During a recent party I did not attend, one guest, let's call him Mr. A, attacked another guest, Mr. B, because he was not invited to Mr. B's wedding. This information was relayed to me within minutes of the dramatic scene via cell phone and satellite uplinks as I sat sipping hot apricot tea at the Urban Grind (I love technology). After Mr. A screamed and yelled, Mr. B calmly posed the following question: "What is my last name?" The point of this question was to demonstrate that A and B were acquaintances, not friends, and that Mr. A was delusional to assume he should be invited to this intimate (and costly) gathering when he hardly knew the two men who would be saying their vows to each other.
If you were working within a budget to throw a wedding and you had to choose a limited number of people to invite and pay for , would you choose someone you rarely speak to? Someone who doesn't even know your last name? On the flip side, why would you ever expect someone to pay for your dinner and good time at their wedding when you only see them on occasion at a mutual friend's house?
I'm not 14 anymore. I do not expect my friends, whom I imagine are as busy as I am, to invite me to every gathering or outing they organize. I certainly do not expect people who don't like me to throw invitations my way, and I accept the reality that not everyone likes me and I respect their opinions. It's impossible for everyone to like everyone else.

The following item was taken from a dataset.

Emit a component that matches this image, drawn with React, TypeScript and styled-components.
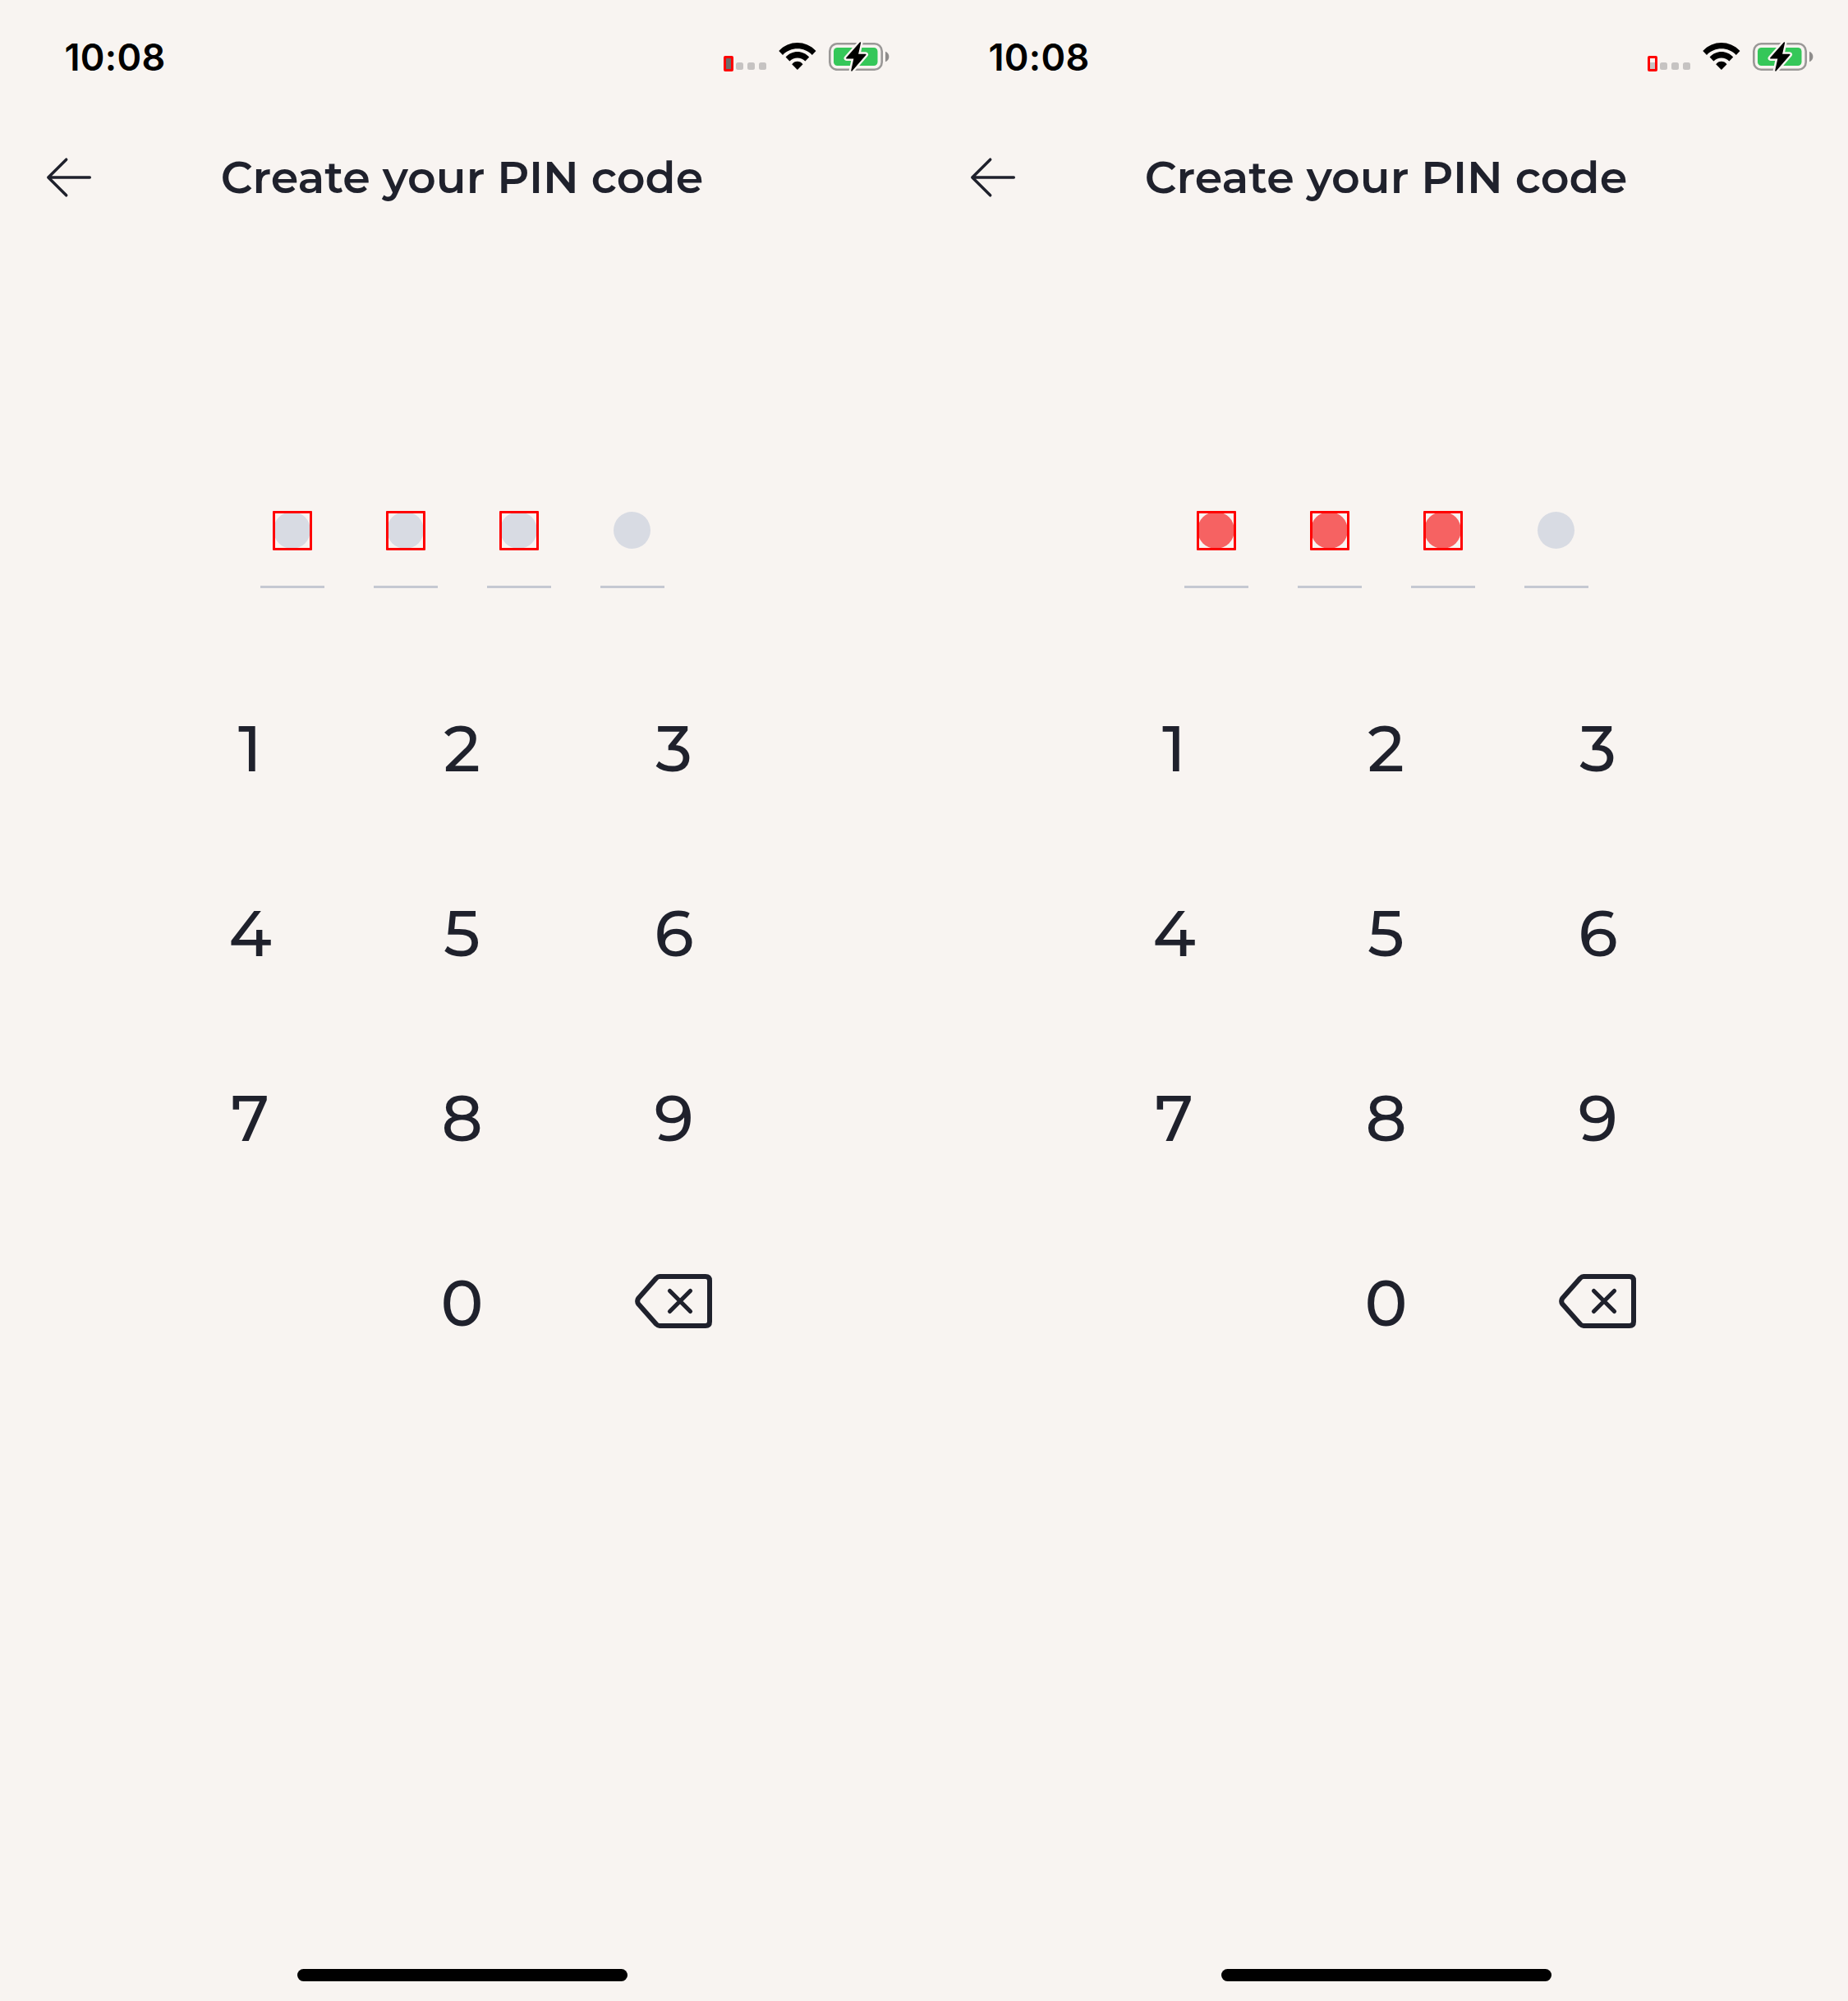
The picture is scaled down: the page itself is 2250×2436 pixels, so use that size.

Sometimes you stop liking the people you used to like, and that's okay. There are simply too many people in the world with whom I get along to spend any time lamenting the loss of those who fall by the wayside. My advice to myself earlier this year, the advice I still live by in order to cope with what some call "elitism" but I call "common sense," is as follows: Know whose company you enjoy, and minimize the time you spend with all the rest. It's your life. Don't waste it on things as silly and ineffective as obligation and guilt.